## [REQUIREMENTS]
Please list all lines of the material below in which the string "this" occurs.

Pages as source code
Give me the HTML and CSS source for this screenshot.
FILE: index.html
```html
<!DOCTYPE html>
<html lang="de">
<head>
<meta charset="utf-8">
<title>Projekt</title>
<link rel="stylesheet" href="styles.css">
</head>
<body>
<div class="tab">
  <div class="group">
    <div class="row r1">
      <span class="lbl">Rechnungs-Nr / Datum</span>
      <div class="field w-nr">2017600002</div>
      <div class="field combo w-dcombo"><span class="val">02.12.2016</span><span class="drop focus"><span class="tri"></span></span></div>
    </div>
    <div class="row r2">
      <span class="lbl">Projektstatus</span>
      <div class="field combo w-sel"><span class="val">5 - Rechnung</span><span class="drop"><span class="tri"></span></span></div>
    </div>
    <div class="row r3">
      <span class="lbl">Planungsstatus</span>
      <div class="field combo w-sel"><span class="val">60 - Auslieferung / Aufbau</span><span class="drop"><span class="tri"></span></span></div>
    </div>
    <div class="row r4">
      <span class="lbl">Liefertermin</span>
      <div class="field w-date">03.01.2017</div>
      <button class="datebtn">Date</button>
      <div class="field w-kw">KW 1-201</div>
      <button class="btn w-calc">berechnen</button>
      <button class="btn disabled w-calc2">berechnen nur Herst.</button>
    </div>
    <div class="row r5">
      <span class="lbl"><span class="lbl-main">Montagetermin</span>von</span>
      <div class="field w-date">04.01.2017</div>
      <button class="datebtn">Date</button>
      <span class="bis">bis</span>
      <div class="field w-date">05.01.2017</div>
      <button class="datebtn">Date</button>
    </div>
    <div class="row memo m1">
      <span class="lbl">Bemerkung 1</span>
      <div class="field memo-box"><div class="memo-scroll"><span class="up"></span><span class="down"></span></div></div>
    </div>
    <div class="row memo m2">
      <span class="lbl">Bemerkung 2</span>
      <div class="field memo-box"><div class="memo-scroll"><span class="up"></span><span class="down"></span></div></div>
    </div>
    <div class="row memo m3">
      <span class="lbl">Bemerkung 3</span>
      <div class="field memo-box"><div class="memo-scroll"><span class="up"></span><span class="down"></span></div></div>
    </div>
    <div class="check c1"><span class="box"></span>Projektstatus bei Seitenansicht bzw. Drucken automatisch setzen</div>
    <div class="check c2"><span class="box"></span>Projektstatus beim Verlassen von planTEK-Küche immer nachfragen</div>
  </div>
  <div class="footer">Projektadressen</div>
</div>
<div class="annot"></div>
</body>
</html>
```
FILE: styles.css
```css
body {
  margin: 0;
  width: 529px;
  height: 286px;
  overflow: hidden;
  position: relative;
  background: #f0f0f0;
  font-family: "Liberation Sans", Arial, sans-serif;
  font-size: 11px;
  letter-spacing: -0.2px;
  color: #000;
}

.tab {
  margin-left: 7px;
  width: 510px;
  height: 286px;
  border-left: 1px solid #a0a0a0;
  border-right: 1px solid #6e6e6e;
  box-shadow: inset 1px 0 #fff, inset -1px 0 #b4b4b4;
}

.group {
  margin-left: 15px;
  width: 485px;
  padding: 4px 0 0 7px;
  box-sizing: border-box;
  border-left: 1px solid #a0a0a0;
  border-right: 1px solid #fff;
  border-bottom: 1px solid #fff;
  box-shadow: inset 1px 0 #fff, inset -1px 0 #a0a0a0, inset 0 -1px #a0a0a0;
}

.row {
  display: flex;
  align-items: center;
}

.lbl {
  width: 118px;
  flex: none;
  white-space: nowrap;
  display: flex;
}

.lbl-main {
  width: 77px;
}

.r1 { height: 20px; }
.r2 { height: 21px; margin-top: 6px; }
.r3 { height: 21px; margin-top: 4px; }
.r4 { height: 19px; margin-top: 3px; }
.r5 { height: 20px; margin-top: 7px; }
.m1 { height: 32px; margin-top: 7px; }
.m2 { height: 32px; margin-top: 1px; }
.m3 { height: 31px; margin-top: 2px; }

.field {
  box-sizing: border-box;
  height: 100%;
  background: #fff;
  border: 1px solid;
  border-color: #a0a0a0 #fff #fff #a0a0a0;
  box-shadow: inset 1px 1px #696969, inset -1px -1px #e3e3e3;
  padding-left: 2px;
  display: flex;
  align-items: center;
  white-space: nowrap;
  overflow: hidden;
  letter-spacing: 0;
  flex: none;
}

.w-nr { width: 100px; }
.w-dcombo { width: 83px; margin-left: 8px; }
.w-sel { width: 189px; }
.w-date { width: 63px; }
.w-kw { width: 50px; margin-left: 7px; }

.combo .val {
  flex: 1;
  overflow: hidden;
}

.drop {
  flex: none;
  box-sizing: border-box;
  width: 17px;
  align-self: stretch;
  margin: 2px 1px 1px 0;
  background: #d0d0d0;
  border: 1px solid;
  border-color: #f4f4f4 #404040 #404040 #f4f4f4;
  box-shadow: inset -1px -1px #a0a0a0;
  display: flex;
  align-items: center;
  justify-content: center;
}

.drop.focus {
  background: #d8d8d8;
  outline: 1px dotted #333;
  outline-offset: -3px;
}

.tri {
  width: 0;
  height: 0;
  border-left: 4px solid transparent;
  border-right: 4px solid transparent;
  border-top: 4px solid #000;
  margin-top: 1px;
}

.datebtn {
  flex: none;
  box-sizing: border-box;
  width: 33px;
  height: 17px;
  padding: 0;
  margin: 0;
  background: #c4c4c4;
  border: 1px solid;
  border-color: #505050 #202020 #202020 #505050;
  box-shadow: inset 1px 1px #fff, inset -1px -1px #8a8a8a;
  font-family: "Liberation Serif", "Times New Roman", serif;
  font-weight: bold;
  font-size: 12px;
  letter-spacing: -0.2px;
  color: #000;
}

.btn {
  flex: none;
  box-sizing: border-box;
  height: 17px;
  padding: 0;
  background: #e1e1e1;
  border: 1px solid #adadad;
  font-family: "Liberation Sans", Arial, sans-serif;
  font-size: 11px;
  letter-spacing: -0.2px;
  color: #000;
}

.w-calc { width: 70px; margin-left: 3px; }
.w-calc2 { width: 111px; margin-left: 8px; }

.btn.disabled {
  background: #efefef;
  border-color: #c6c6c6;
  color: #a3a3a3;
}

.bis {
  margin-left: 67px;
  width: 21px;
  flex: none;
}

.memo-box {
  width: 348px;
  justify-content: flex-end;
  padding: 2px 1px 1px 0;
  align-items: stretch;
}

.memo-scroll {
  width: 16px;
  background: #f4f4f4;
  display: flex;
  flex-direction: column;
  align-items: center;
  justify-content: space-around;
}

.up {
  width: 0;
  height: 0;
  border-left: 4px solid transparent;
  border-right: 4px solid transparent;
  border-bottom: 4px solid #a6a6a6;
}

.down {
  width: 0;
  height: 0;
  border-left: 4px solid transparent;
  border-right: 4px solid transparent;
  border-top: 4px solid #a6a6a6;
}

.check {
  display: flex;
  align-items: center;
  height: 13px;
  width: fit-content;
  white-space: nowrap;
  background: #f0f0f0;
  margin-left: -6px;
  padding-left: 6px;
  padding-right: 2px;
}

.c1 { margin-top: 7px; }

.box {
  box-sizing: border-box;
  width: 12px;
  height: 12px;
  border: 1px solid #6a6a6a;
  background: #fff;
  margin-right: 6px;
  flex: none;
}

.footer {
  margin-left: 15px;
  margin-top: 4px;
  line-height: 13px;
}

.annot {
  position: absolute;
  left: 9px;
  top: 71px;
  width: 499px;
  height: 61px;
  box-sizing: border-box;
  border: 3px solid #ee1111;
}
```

---

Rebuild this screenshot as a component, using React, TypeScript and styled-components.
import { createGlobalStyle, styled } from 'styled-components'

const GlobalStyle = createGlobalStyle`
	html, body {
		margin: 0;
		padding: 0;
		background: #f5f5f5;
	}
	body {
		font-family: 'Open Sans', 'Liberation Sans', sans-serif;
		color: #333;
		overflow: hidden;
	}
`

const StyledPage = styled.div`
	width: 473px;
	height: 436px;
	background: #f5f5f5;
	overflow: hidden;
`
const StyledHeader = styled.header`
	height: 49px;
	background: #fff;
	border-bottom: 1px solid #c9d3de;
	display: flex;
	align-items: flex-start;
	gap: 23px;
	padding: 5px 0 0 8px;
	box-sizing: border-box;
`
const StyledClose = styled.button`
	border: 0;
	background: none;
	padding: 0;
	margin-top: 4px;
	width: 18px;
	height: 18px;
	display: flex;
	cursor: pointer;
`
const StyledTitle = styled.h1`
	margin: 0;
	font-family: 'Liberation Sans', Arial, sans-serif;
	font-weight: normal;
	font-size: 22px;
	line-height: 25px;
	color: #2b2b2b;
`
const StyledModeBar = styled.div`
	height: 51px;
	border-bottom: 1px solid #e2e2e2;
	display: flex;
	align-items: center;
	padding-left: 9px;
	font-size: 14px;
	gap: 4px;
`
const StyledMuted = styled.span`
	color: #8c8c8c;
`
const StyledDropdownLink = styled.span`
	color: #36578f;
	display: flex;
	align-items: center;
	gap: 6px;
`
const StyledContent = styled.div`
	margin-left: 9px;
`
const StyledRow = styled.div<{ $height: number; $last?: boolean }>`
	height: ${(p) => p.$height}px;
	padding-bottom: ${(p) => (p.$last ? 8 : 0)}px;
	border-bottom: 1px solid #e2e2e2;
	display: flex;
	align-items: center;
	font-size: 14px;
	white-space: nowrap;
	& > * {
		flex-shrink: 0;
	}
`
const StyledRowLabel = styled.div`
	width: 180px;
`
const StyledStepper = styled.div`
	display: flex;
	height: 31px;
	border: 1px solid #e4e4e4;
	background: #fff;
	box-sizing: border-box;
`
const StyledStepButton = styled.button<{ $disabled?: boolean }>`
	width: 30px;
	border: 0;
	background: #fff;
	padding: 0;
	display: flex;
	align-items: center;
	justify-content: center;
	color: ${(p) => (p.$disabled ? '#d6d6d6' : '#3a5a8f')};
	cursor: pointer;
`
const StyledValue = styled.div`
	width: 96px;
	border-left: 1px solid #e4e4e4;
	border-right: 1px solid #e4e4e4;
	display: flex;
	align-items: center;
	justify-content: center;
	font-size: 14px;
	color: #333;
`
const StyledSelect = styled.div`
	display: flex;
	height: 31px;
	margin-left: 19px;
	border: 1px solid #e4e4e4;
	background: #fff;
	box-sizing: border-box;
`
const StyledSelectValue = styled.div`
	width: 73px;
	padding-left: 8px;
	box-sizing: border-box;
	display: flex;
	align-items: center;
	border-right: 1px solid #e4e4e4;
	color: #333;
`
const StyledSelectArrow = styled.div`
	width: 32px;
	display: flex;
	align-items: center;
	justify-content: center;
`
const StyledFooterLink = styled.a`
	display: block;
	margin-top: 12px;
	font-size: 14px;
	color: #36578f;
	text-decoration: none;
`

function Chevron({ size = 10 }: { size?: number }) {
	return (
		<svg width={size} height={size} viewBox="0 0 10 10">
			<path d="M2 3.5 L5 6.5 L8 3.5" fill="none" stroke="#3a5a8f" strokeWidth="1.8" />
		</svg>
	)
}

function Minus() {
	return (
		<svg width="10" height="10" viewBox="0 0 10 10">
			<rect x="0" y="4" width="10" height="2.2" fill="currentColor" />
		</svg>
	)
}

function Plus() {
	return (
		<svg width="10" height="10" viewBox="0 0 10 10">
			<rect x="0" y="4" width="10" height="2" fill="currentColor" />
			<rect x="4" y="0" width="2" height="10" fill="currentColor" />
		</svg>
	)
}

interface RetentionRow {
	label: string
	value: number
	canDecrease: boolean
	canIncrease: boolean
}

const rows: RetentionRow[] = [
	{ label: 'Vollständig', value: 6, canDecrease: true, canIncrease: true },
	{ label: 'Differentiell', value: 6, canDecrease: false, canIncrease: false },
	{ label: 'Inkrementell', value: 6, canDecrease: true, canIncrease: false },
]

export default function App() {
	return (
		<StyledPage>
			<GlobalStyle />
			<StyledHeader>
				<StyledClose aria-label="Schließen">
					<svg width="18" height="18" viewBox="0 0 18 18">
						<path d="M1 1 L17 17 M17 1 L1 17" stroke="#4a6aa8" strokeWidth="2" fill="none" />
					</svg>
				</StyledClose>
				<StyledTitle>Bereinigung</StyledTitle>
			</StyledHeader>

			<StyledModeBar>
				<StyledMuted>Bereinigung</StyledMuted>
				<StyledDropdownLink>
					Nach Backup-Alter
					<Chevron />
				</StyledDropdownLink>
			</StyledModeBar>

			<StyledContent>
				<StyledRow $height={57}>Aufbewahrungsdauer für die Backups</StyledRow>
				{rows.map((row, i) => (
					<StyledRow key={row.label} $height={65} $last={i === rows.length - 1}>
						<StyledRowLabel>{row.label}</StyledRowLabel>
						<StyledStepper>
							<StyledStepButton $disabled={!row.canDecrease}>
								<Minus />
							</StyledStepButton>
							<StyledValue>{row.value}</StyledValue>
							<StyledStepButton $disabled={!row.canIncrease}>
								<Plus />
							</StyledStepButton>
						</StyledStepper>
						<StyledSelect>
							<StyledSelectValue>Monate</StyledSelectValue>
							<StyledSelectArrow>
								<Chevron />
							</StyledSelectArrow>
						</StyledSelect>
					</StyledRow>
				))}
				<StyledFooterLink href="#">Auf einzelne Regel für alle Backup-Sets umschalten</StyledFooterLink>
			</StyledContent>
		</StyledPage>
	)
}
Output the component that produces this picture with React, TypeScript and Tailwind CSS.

## [WRITTEN REPLY]
Give me the HTML and CSS source for this screenshot.
Rebuild this screenshot as a component, using React, TypeScript and styled-components.
Output the component that produces this picture with React, TypeScript and Tailwind CSS.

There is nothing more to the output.